#### BRIEF:
Output every line of the material exactly, omitting images.

--- Begin ---

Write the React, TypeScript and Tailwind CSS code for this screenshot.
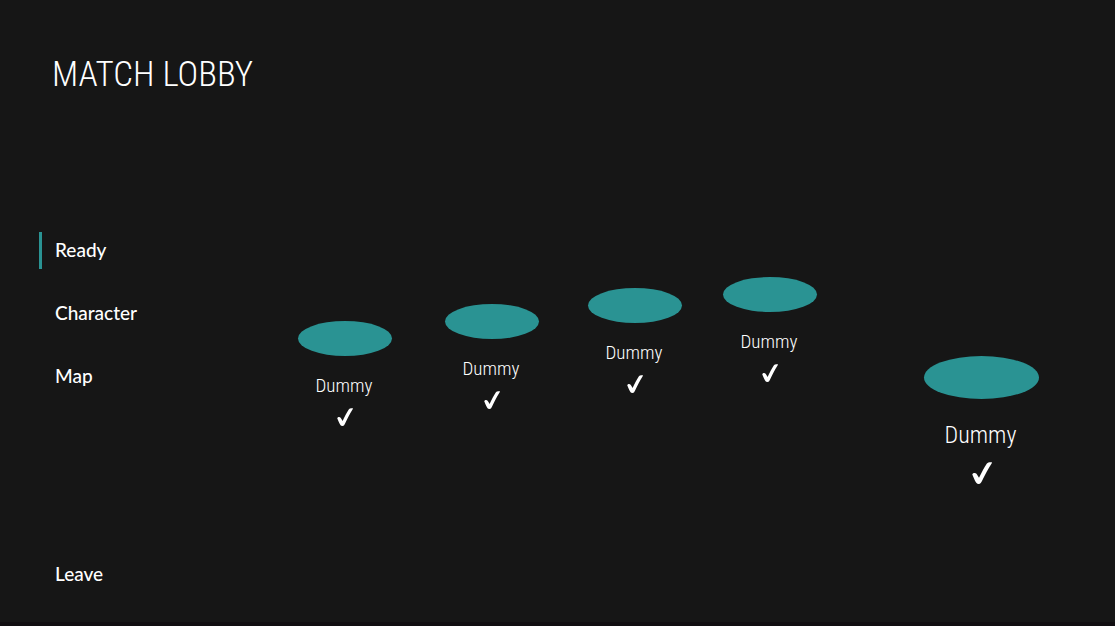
const players = [
  { id: 1, place: "mt-[321px]" },
  { id: 2, place: "mt-[304px] ml-[53px]" },
  { id: 3, place: "mt-[288px] ml-[49px]" },
  { id: 4, place: "mt-[277px] ml-[41px]" },
];

const menu = [
  { label: "Ready", active: true },
  { label: "Character", active: false },
  { label: "Map", active: false },
];

function Check({ className }: { className: string }) {
  return (
    <svg viewBox="0 0 20 22" preserveAspectRatio="none" className={className} role="img" aria-label="Ready">
      <path
        d="M0.3 12.4C1 10.9 3.2 10.5 4.5 11.8C5.5 13 6 14.3 7 15.8C9.6 10.6 12 5.8 14.9 1.5C15.9 0.3 17.2 0.1 19.9 0.2C20 0.7 19.9 1 19.6 1.4C16.3 6.6 13.1 12.6 10.1 18.8C9.2 20.8 8.4 21.9 6.8 21.9C4.9 22 4 20.7 3 18.7C2.2 16.7 1.2 14.8 0.3 12.4Z"
        fill="currentColor"
      />
    </svg>
  );
}

function Player({ large = false, place }: { large?: boolean; place: string }) {
  return (
    <article className={`flex shrink-0 flex-col items-center ${large ? "w-[115px]" : "w-[94px]"} ${place}`}>
      <div className={`w-full rounded-[50%] bg-[#2a9393] ${large ? "h-[43px]" : "h-[35px]"}`} />
      <p
        className={`pr-[2px] font-['Roboto_Condensed','Liberation_Sans_Narrow','Roboto',sans-serif] font-light ${
          large ? "mt-5 text-[24px] leading-8" : "mt-[18px] text-[19px] leading-6"
        }`}
      >
        Dummy
      </p>
      <Check className={large ? "mt-[11px] h-[22px] w-5" : "mt-[10px] h-[18px] w-4"} />
    </article>
  );
}

export default function App() {
  return (
    <div className="flex min-h-screen flex-col border-b-4 border-[#110e11] bg-[#161616] font-['Lato',sans-serif] text-white">
      <div className="flex grow">
        <aside className="flex w-[298px] shrink-0 flex-col pl-[39px]">
          <h1 className="mt-[51px] pl-[13px] font-['Roboto_Condensed','Liberation_Sans_Narrow','Roboto',sans-serif] text-[35px] leading-[48px] font-light whitespace-nowrap">
            MATCH LOBBY
          </h1>
          <nav className="mt-[133px] flex flex-col items-start gap-[26px]">
            {menu.map((item) => (
              <button
                key={item.label}
                className={`h-[37px] border-l-[3px] pb-px pl-[13px] text-[19px] leading-6 font-medium ${
                  item.active ? "border-[#2a9393]" : "border-transparent"
                }`}
              >
                {item.label}
              </button>
            ))}
          </nav>
          <button className="mt-auto mb-[29px] h-[37px] self-start border-l-[3px] border-transparent pb-px pl-[13px] text-[19px] leading-6 font-medium">
            Leave
          </button>
        </aside>
        <main className="flex grow items-start">
          {players.map((player) => (
            <Player key={player.id} place={player.place} />
          ))}
          <Player large place="mt-[356px] mr-[76px] ml-auto" />
        </main>
      </div>
    </div>
  );
}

--- End ---

#### ANSWER TO THE PROBLEM:
Write the React, TypeScript and Tailwind CSS code for this screenshot.
const players = [
  { id: 1, place: "mt-[321px]" },
  { id: 2, place: "mt-[304px] ml-[53px]" },
  { id: 3, place: "mt-[288px] ml-[49px]" },
  { id: 4, place: "mt-[277px] ml-[41px]" },
];

const menu = [
  { label: "Ready", active: true },
  { label: "Character", active: false },
  { label: "Map", active: false },
];

function Check({ className }: { className: string }) {
  return (
    <svg viewBox="0 0 20 22" preserveAspectRatio="none" className={className} role="img" aria-label="Ready">
      <path
        d="M0.3 12.4C1 10.9 3.2 10.5 4.5 11.8C5.5 13 6 14.3 7 15.8C9.6 10.6 12 5.8 14.9 1.5C15.9 0.3 17.2 0.1 19.9 0.2C20 0.7 19.9 1 19.6 1.4C16.3 6.6 13.1 12.6 10.1 18.8C9.2 20.8 8.4 21.9 6.8 21.9C4.9 22 4 20.7 3 18.7C2.2 16.7 1.2 14.8 0.3 12.4Z"
        fill="currentColor"
      />
    </svg>
  );
}

function Player({ large = false, place }: { large?: boolean; place: string }) {
  return (
    <article className={`flex shrink-0 flex-col items-center ${large ? "w-[115px]" : "w-[94px]"} ${place}`}>
      <div className={`w-full rounded-[50%] bg-[#2a9393] ${large ? "h-[43px]" : "h-[35px]"}`} />
      <p
        className={`pr-[2px] font-['Roboto_Condensed','Liberation_Sans_Narrow','Roboto',sans-serif] font-light ${
          large ? "mt-5 text-[24px] leading-8" : "mt-[18px] text-[19px] leading-6"
        }`}
      >
        Dummy
      </p>
      <Check className={large ? "mt-[11px] h-[22px] w-5" : "mt-[10px] h-[18px] w-4"} />
    </article>
  );
}

export default function App() {
  return (
    <div className="flex min-h-screen flex-col border-b-4 border-[#110e11] bg-[#161616] font-['Lato',sans-serif] text-white">
      <div className="flex grow">
        <aside className="flex w-[298px] shrink-0 flex-col pl-[39px]">
          <h1 className="mt-[51px] pl-[13px] font-['Roboto_Condensed','Liberation_Sans_Narrow','Roboto',sans-serif] text-[35px] leading-[48px] font-light whitespace-nowrap">
            MATCH LOBBY
          </h1>
          <nav className="mt-[133px] flex flex-col items-start gap-[26px]">
            {menu.map((item) => (
              <button
                key={item.label}
                className={`h-[37px] border-l-[3px] pb-px pl-[13px] text-[19px] leading-6 font-medium ${
                  item.active ? "border-[#2a9393]" : "border-transparent"
                }`}
              >
                {item.label}
              </button>
            ))}
          </nav>
          <button className="mt-auto mb-[29px] h-[37px] self-start border-l-[3px] border-transparent pb-px pl-[13px] text-[19px] leading-6 font-medium">
            Leave
          </button>
        </aside>
        <main className="flex grow items-start">
          {players.map((player) => (
            <Player key={player.id} place={player.place} />
          ))}
          <Player large place="mt-[356px] mr-[76px] ml-auto" />
        </main>
      </div>
    </div>
  );
}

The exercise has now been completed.